A top lawyer at the European Court of Justice said Tuesday that Google and other search engines should not have to remove web pages containing personal information from their search indexes.
In a blow for the “right to be forgotten” privacy principle in Europe, the court’s independent Advocate General, Niilo Jaaskinen, said in a formal opinion that websites, not Google, should bear responsibility for information they publish.
Jaaskinen said Google’s search function “does not imply any control over the content included on third party web pages.” His opinion is not binding, but judges will typically follow much of its reasoning when they issue their decision later this year.
Google’s information-indexing system “does not even enable the Internet search engine provider to distinguish between personal data…and other data,” Jaaskinen said.
The Luxembourg-based ECJ was asked to weigh in on the issue after a case in Spain, where the national data-protection agency received complaints from individuals who said personal information from years earlier could be found on a simple internet search.
The Spanish agency decided in their favor, and ordered Google Spain and Google to ensure the information did not come up in search results. Google contested that in a Spanish court, arguing it shouldn’t be put in the position of deciding what pages to censor.
The Spanish agency had invoked the “right to be forgotten,” a principle derived from the idea that European citizens should be allowed control over their own personal data, and not have it stored and made accessible online by large companies.
However, Jaaskinen said that the idea that there is any general “right to be forgotten” is a misunderstanding.
Rather, he said, European individuals have a right to correct wrong information or protest the way their personal information is being used – when they have good grounds.
That “does not entitle a person to restrict or terminate dissemination of personal data that he considers to be harmful or contrary to his interests,” he said.
The Spanish data-protection agency said Tuesday it was still studying the ruling and did not have any immediate reaction.
Google, based in Mountain View, California, welcomed Jaaskinen’s opinion.
“We’re glad to see it supports our long-held view that requiring search engines to suppress ‘legitimate and legal information’ would amount to censorship,” said Bill Echikson, who is “Head of Free Expression” for Google in Europe.
Jaaskinen’s opinion did go against Google on one important point: It said that Google or other companies cannot argue they are not subject to local data regulators’ authority because their servers are physically located in another country.
Joe McNamee, Director of European Digital Rights, a digital civil rights group, said the issue of “the right to be forgotten” has been overblown.

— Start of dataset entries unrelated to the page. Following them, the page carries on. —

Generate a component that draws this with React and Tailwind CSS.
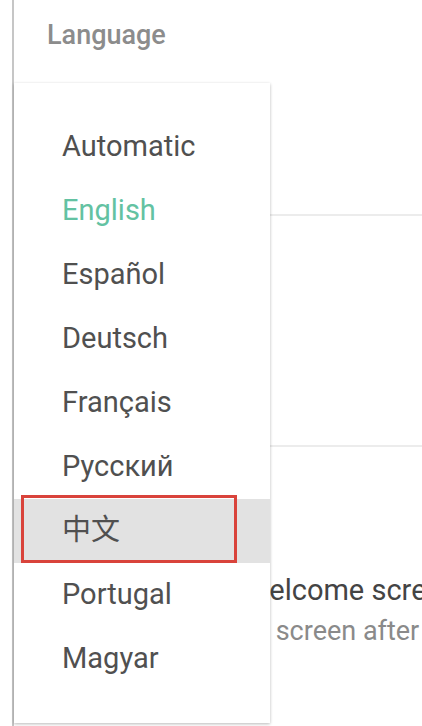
const languages = [
  "Automatic",
  "English",
  "Español",
  "Deutsch",
  "Français",
  "Русский",
  "中文",
  "Portugal",
  "Magyar",
];

function LanguageMenu({ selected, highlighted }) {
  return (
    <div className="absolute left-[14px] top-[83px] w-[256px] bg-white py-8 shadow-[0_1px_3px_rgba(0,0,0,0.28)]">
      {languages.map((lang) => {
        const isSelected = lang === selected;
        const isHighlighted = lang === highlighted;
        return (
          <div
            key={lang}
            className={`relative flex h-16 items-center pl-[48px] text-[29px] ${
              isHighlighted ? "bg-[#e2e2e2]" : ""
            } ${isSelected ? "text-[#63c2a2]" : "text-[#505050]"}`}
          >
            {isHighlighted ? (
              <div className="absolute -top-[4px] left-[7px] h-[68px] w-[216px] border-[3px] border-[#d9433b]" />
            ) : null}
            <span className="relative">{lang}</span>
          </div>
        );
      })}
    </div>
  );
}

export default function App() {
  return (
    <div
      className="relative h-[726px] w-[422px] overflow-hidden bg-white"
      style={{ fontFamily: "Roboto, 'Noto Sans CJK SC', sans-serif" }}
    >
      <div className="ml-[12px] flex h-full flex-col border-l-2 border-[#c6c6c6]">
        <div className="flex h-[70px] items-center pl-[33px] text-[27px] font-medium text-[#8c8c8c]">
          Language
        </div>
        <div className="h-[146px] border-b-2 border-[#ececec]" />
        <div className="h-[231px] border-b-2 border-[#ececec]" />
        <div className="flex flex-col pt-[125px]">
          <div className="ml-[230px] whitespace-nowrap text-[29px] leading-[36px] text-[#444444]">Welcome screen</div>
          <div className="ml-[73px] mt-[6px] whitespace-nowrap text-[27px] leading-[34px] text-[#8a8a8a]">
            Show welcome screen after update
          </div>
        </div>
      </div>
      <LanguageMenu selected="English" highlighted="中文" />
    </div>
  );
}
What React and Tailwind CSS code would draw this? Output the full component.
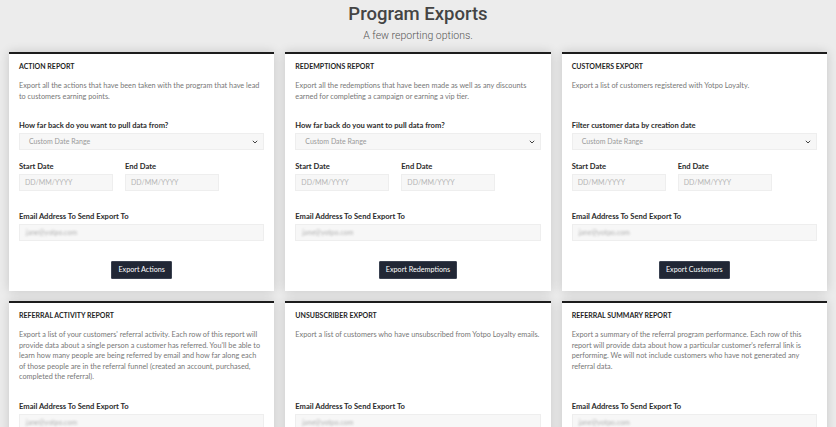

He said his organization is more concerned with other privacy protections being weakened under a large rewrite of data-protection law currently under debate by the European Parliament.
“The definition of personal data is being changed, consent rights are being weakened, the restrictions on profiling are being undermined and our data is being shipped off to a foreign country,” he said in an email.
Google remains subject to local laws, and it could be forced to take steps amounting to blocking websites that house illegal content, such as those infringing intellectual property or those that display libelous or criminal information.
But Jaaskinen’s opinion noted that when information is legal and in the public domain, blocking it would violate publishers’ rights to freedom of expression.